The presidential meeting comes as the two countries remain divided on key economic and trade issues such as the recognition of China's market economy status and the Chinese yuan's exchange rate.

Citing official documents on the website of the US Commerce Department, the Wall Street Journal reported on Wednesday that the Trump administration is preparing a review of China's market economy status under the framework of the World Trade Organization (WTO).

The US may impose high tariffs on Chinese goods if the review, which will be announced as early as this week, defines China as a non-market economy, according to the Wall Street Journal report.

"China and others need to realize that the games are over -- continuing their unfair trade practices and operation as a nonmarket economy will have serious consequences," the US Commerce Department said in a statement.

During his presidential campaign, Trump said that China was not a market economy and vowed to impose 45 percent tariffs on goods imported from China.

Beijing has said that WTO member nations were required to start treating it as a market economy in December 2016, on the 15th anniversary of its membership in the Geneva-based organization that oversees global trade.

As a condition of joining the WTO, China agreed in 2001 that WTO member nations could treat it as a non-market economy, which was written into a clause of its WTO membership agreement which expired on December, 2016. The clause stipulated that WTO member nations had the advantage of using a third country's prices to gauge whether China was dumping its goods in their markets.

On Wednesday, former US Treasury Secretary Jack Lew said in a public speech that China did not gain trade advantage through interventions of the yuan's exchange rate.

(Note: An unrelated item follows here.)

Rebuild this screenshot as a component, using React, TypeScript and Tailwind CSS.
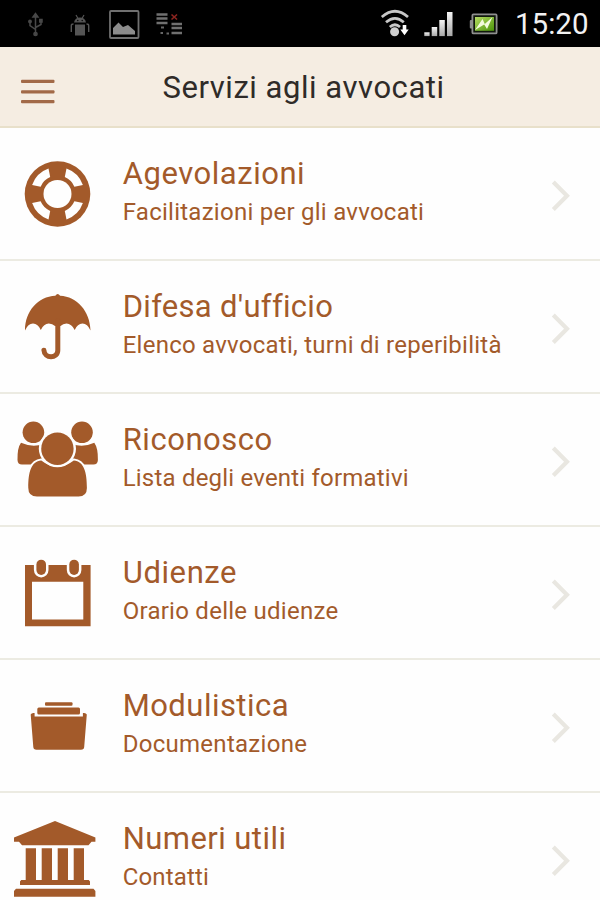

According to the US Treasury's regulations, three criteria are required before the US could label a country currency manipulator: A significant bilateral trade surplus with the US larger than $20 billion; a material current account surplus larger than 3 percent of gross domestic product (GDP); and persistent interventions to keep its currency weak.

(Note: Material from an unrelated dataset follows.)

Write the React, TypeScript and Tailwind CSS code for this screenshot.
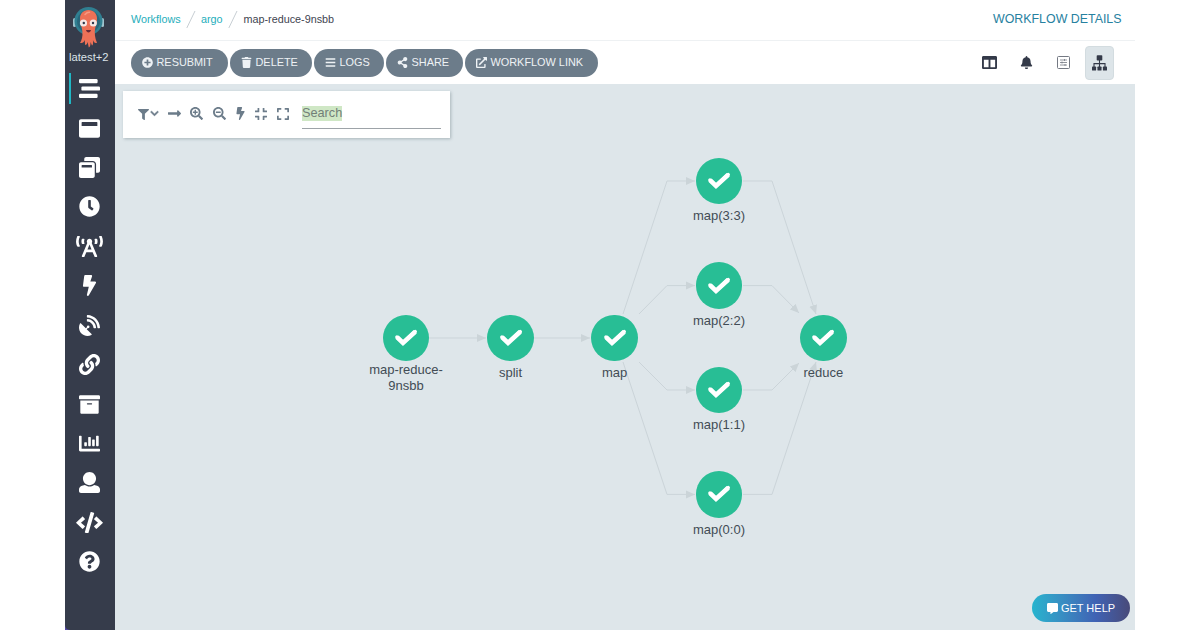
import React from 'react'
import type { IconType } from 'react-icons'
import {
  FaArchive,
  FaBars,
  FaBell,
  FaBolt,
  FaBroadcastTower,
  FaChartBar,
  FaChevronDown,
  FaClock,
  FaCode,
  FaColumns,
  FaCommentAlt,
  FaCompress,
  FaExpand,
  FaExternalLinkAlt,
  FaFilter,
  FaLink,
  FaLongArrowAltRight,
  FaPlusCircle,
  FaQuestionCircle,
  FaSatelliteDish,
  FaSearchMinus,
  FaSearchPlus,
  FaShareAlt,
  FaTrash,
  FaWindowMaximize,
  FaWindowRestore
} from 'react-icons/fa'

interface GraphNode {
  id: string
  label: string
  x: number
  y: number
  wrap?: boolean
}

interface IconProps {
  className?: string
}

const StreamIcon = ({ className }: IconProps) => (
  <svg className={className} viewBox="0 0 21 21" fill="currentColor">
    <rect x="0" y="1" width="18.6" height="4.2" rx="1.2" />
    <rect x="2.4" y="8.4" width="18.6" height="4.2" rx="1.2" />
    <rect x="0" y="15.8" width="18.6" height="4.2" rx="1.2" />
  </svg>
)

const UserIcon = ({ className }: IconProps) => (
  <svg className={className} viewBox="0 0 512 512" fill="currentColor">
    <path d="M256 0c88.366 0 160 71.634 160 160s-71.634 160-160 160S96 248.366 96 160 167.634 0 256 0zm183.283 333.821l-71.313-17.828c-74.923 53.89-165.738 41.864-223.94 0l-71.313 17.828C29.981 344.505 0 382.903 0 426.955V464c0 26.51 21.49 48 48 48h416c26.51 0 48-21.49 48-48v-37.045c0-44.052-29.981-82.45-72.717-93.134z" />
  </svg>
)

const SitemapIcon = ({ className }: IconProps) => (
  <svg className={className} viewBox="0 0 15 16">
    <g fill="currentColor">
      <rect x="4.7" y="0.3" width="5.6" height="5.2" rx="0.8" />
      <rect x="0" y="11.5" width="4.1" height="4.1" rx="0.7" />
      <rect x="5.45" y="11.5" width="4.1" height="4.1" rx="0.7" />
      <rect x="10.9" y="11.5" width="4.1" height="4.1" rx="0.7" />
    </g>
    <path d="M7.5 5V12M2 12V8.6H13V12" fill="none" stroke="currentColor" strokeWidth="1.1" />
  </svg>
)

const CheckIcon = ({ className }: IconProps) => (
  <svg className={className} viewBox="-12 -12 24 24" fill="none" stroke="currentColor">
    <path d="M-9 -0.9L-3 4.9L9.2 -6.3" strokeWidth="4.6" />
    <path d="M-9 -0.9L-3 4.9L9.2 -6.3" strokeWidth="3.6" strokeLinecap="round" />
  </svg>
)

const navItems: { name: string; icon: IconType | React.FC<IconProps>; active?: boolean; wide?: boolean }[] = [
  { name: 'Workflows', icon: StreamIcon, active: true },
  { name: 'Workflow Templates', icon: FaWindowMaximize },
  { name: 'Cluster Workflow Templates', icon: FaWindowRestore },
  { name: 'Cron Workflows', icon: FaClock },
  { name: 'Event Flow', icon: FaBroadcastTower, wide: true },
  { name: 'Sensors', icon: FaBolt },
  { name: 'Event Sources', icon: FaSatelliteDish },
  { name: 'Pipelines', icon: FaLink },
  { name: 'Archived Workflows', icon: FaArchive },
  { name: 'Reports', icon: FaChartBar },
  { name: 'User', icon: UserIcon },
  { name: 'API Docs', icon: FaCode, wide: true },
  { name: 'Help', icon: FaQuestionCircle }
]

const actions: { label: string; icon: IconType; width: string }[] = [
  { label: 'RESUBMIT', icon: FaPlusCircle, width: 'w-[97px]' },
  { label: 'DELETE', icon: FaTrash, width: 'w-[82px]' },
  { label: 'LOGS', icon: FaBars, width: 'w-[70px]' },
  { label: 'SHARE', icon: FaShareAlt, width: 'w-[77px]' },
  { label: 'WORKFLOW LINK', icon: FaExternalLinkAlt, width: 'w-[133px]' }
]

// Node centres, relative to the graph canvas
const nodes: GraphNode[] = [
  { id: 'root', label: 'map-reduce-9nsbb', x: 291, y: 254, wrap: true },
  { id: 'split', label: 'split', x: 395.5, y: 254 },
  { id: 'map', label: 'map', x: 499.7, y: 254 },
  { id: 'map-3', label: 'map(3:3)', x: 604, y: 97 },
  { id: 'map-2', label: 'map(2:2)', x: 604, y: 201.6 },
  { id: 'map-1', label: 'map(1:1)', x: 604, y: 306 },
  { id: 'map-0', label: 'map(0:0)', x: 604, y: 410.4 },
  { id: 'reduce', label: 'reduce', x: 708.4, y: 254 }
]

const edges = [
  'M314 254H371',
  'M419 254H475',
  'M508 230L552 97H580',
  'M524 230L552 201.6H580',
  'M524 278L552 306H580',
  'M508 278L552 410.4H580',
  'M628 97H657L701 230',
  'M628 201.6H657L684 229',
  'M628 306H657L684 279',
  'M628 410.4H657L701 278'
]

const Logo = () => (
  <svg className="h-[43px] w-[33px]" viewBox="0 0 33 43">
    <rect x="1" y="13" width="3" height="9" rx="1.5" fill="#9fc3cd" />
    <rect x="29" y="13" width="3" height="9" rx="1.5" fill="#9fc3cd" />
    <circle cx="16.5" cy="16" r="14" fill="#307f91" />
    <circle cx="16.5" cy="16.5" r="11.4" fill="#28677b" />
    <path
      d="M16.5 5C11.2 5 8 8.8 8 13.6C8 17 8.9 20 9.8 23C10.9 28 10.8 32 9 36.2L8 37.7C10 38.8 12 37.4 12.7 35L13.1 39.8C14.7 40.6 15.4 38 15.6 37L16.8 42.5C18.4 41.8 18.6 39 18.5 37L20 40.5C21.5 40 21.2 37 20.9 35C21.8 37.4 23.1 38.6 25 37.8C22.9 33.4 22.2 28 23.2 23C24.1 20 25 17 25 13.6C25 8.8 21.8 5 16.5 5Z"
      fill="#ed7157"
    />
    <circle cx="11.5" cy="18" r="3.6" fill="#f5e8e6" />
    <circle cx="21.3" cy="18" r="3.6" fill="#f5e8e6" />
    <circle cx="11.8" cy="18" r="1.2" fill="#30384a" />
    <circle cx="21" cy="18" r="1.2" fill="#30384a" />
    <path d="M14 25H19C18.5 28.2 14.5 28.2 14 25Z" fill="#6b2a37" />
    <path d="M13 9.5Q15 7.2 17.5 7.3" stroke="#f69a82" strokeWidth="1.5" fill="none" strokeLinecap="round" />
  </svg>
)

const Sidebar = () => (
  <div className="w-[49.5px] shrink-0 bg-[#5146a0]">
    <aside className="flex h-full flex-col items-center rounded-bl-[5px] bg-[#363c4b] text-white">
      <div className="flex h-[69px] flex-col items-center pt-[5px] pr-[2px]">
        <Logo />
        <span className="text-[11.2px] leading-[18px] text-[#dce3e9]">latest+2</span>
      </div>
      <nav className="flex w-full flex-col">
        {navItems.map(({ name, icon: Icon, active, wide }) => (
          <a key={name} aria-label={name} className="flex h-[39.43px] w-full items-center">
            <span className={active ? 'ml-1 h-[31px] w-[2px] bg-[#20b7c5]' : 'ml-1 w-[2px]'} />
            <span className="flex w-[36.5px] justify-center">
              <Icon className={wide ? 'h-[21.5px] w-[27px] shrink-0' : 'h-[21px] w-[21px] shrink-0'} />
            </span>
          </a>
        ))}
      </nav>
    </aside>
  </div>
)

const Separator = () => (
  <svg className="h-[20px] w-[10px]" viewBox="0 0 10 20">
    <path d="M0.8 19L9 2" stroke="#c7ced3" strokeWidth="1" />
  </svg>
)

const TopBar = () => (
  <header className="flex h-[41px] items-center justify-between border-b border-[#eef1f3] pr-[13.5px] pb-[1px] pl-[16.5px]">
    <div className="flex items-center pb-[1px] text-[10.8px] text-[#26aebb]">
      <span className="w-[50px] whitespace-nowrap">Workflows</span>
      <span className="mx-[5px] flex"><Separator /></span>
      <span className="w-[21.5px]">argo</span>
      <span className="mr-[6px] ml-[5px] flex"><Separator /></span>
      <span className="whitespace-nowrap text-[#414450]">map-reduce-9nsbb</span>
    </div>
    <h1 className="text-[12.4px] text-[#2681a0]">WORKFLOW DETAILS</h1>
  </header>
)

const ActionBar = () => (
  <div className="flex h-[43px] items-center justify-between pr-[21px] pl-[16.5px]">
    <div className="flex gap-[2px]">
      {actions.map(({ label, icon: Icon, width }) => (
        <button
          key={label}
          className={`flex h-[28px] items-center gap-[4px] rounded-full bg-[#6c7c8a] pl-[10.5px] text-[10.9px] whitespace-nowrap text-[#eef2f5] ${width}`}
        >
          <Icon className="h-[11px] w-auto shrink-0" />
          <span>{label}</span>
        </button>
      ))}
    </div>
    <div className="flex items-center text-[#343a49]">
      <FaColumns className="h-[15px] w-[15px]" />
      <FaBell className="ml-[23px] h-[13px] w-auto" />
      <svg className="ml-[24px] h-[13px] w-[13px]" viewBox="0 0 13 13" fill="none" stroke="#747983">
        <rect x="0.5" y="0.5" width="12" height="12" rx="1" />
        <path d="M3 4H10M3 6.5H10M3 9H10M7.5 3V5M5 5.5V7.5M8 8V10" strokeWidth="0.8" />
      </svg>
      <div className="ml-[15px] flex h-[34px] w-[29px] items-center justify-center rounded-[4px] border border-[#d3dce0] bg-[#dde5e9]">
        <SitemapIcon className="h-[16px] w-[15px] shrink-0" />
      </div>
    </div>
  </div>
)

const GraphToolbar = () => (
  <div className="absolute top-[7px] left-[8px] flex h-[47px] w-[327px] items-center bg-white pb-[2px] pl-[15.5px] text-[#6c7c8a] shadow-[1px_1px_3px_#a8b5bb]">
    <FaFilter className="mt-[2px] h-[11px] w-[11px]" />
    <FaChevronDown className="ml-[1px] h-[9px] w-[9px]" stroke="currentColor" strokeWidth={30} />
    <FaLongArrowAltRight className="ml-[9px] h-[15px] w-[13px]" />
    <FaSearchPlus className="ml-[9px] h-[13px] w-[13px]" />
    <FaSearchMinus className="ml-[10px] h-[13px] w-[13px]" />
    <FaBolt className="ml-[10px] h-[13px] w-[9px]" />
    <FaCompress className="ml-[10px] h-[14px] w-[12px]" />
    <FaExpand className="ml-[10px] h-[14px] w-[12px]" />
    <div className="ml-[13px] flex h-[30px] w-[139px] items-center border-b border-[#9da3a8]">
      <span className="mt-[1px] h-[15px] bg-[#cfe7c5] text-[12.7px] leading-[15px] text-[#728078]">Search</span>
    </div>
  </div>
)

const Graph = () => (
  <main className="relative flex-1 overflow-hidden bg-[#dee6ea]">
    <svg className="absolute top-0 left-[0.5px] h-[546px] w-[1020px]" viewBox="0 0 1020 546" fill="none">
      <defs>
        <marker id="arrow" markerUnits="userSpaceOnUse" markerWidth="10" markerHeight="10" refX="9" refY="5" orient="auto">
          <path d="M0 1L9 5L0 9Z" fill="#cbd4d8" />
        </marker>
      </defs>
      {edges.map((d) => (
        <path key={d} d={d} stroke="#cbd4d9" strokeWidth="1" markerEnd="url(#arrow)" />
      ))}
    </svg>
    {nodes.map(({ id, label, x, y, wrap }) => (
      <div
        key={id}
        className="absolute ml-[0.5px] flex w-[84px] -translate-x-1/2 flex-col items-center"
        style={{ left: x, top: y - 23.25 }}
      >
        <div className="flex h-[46.5px] w-[46.5px] items-center justify-center rounded-full bg-[#28be95]">
          <CheckIcon className="h-[24px] w-[24px] text-white" />
        </div>
        <span className={`text-center text-[13px] leading-4 text-[#424c55] ${wrap ? 'mt-[1px]' : 'mt-[4px]'}`}>
          {label}
        </span>
      </div>
    ))}
    <GraphToolbar />
    <button className="absolute right-[5px] bottom-[8px] flex h-[28px] w-[98px] items-center justify-center gap-[3px] rounded-full bg-linear-to-r from-[#25b4ce] via-[#3f62b4] via-65% to-[#484a79] text-[11px] whitespace-nowrap text-white">
      <FaCommentAlt className="h-[11px] w-[11px]" />
      <span>GET HELP</span>
    </button>
  </main>
)

export default function App() {
  return (
    <div className="flex h-[630px] w-[1200px] justify-center overflow-hidden bg-white font-['Liberation_Sans',Arial,sans-serif]">
      <div className="flex w-[1070px]">
        <Sidebar />
        <div className="flex min-w-0 flex-1 flex-col">
          <TopBar />
          <ActionBar />
          <Graph />
        </div>
      </div>
    </div>
  )
}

Lew said that China only met the first criterion.

In the US Treasury's most recent review in October last year, China met only one of the three criteria, which is a goods trade surplus of $347 billion in 2016, according to the US Census Bureau.

On April 15, the US Treasury will assess the exchange rate policies of its main trade partners to decide whether they gained unfair trade advantage by keeping their currencies weak.

Previously, President Trump declared China the "grand champions" of currency manipulation.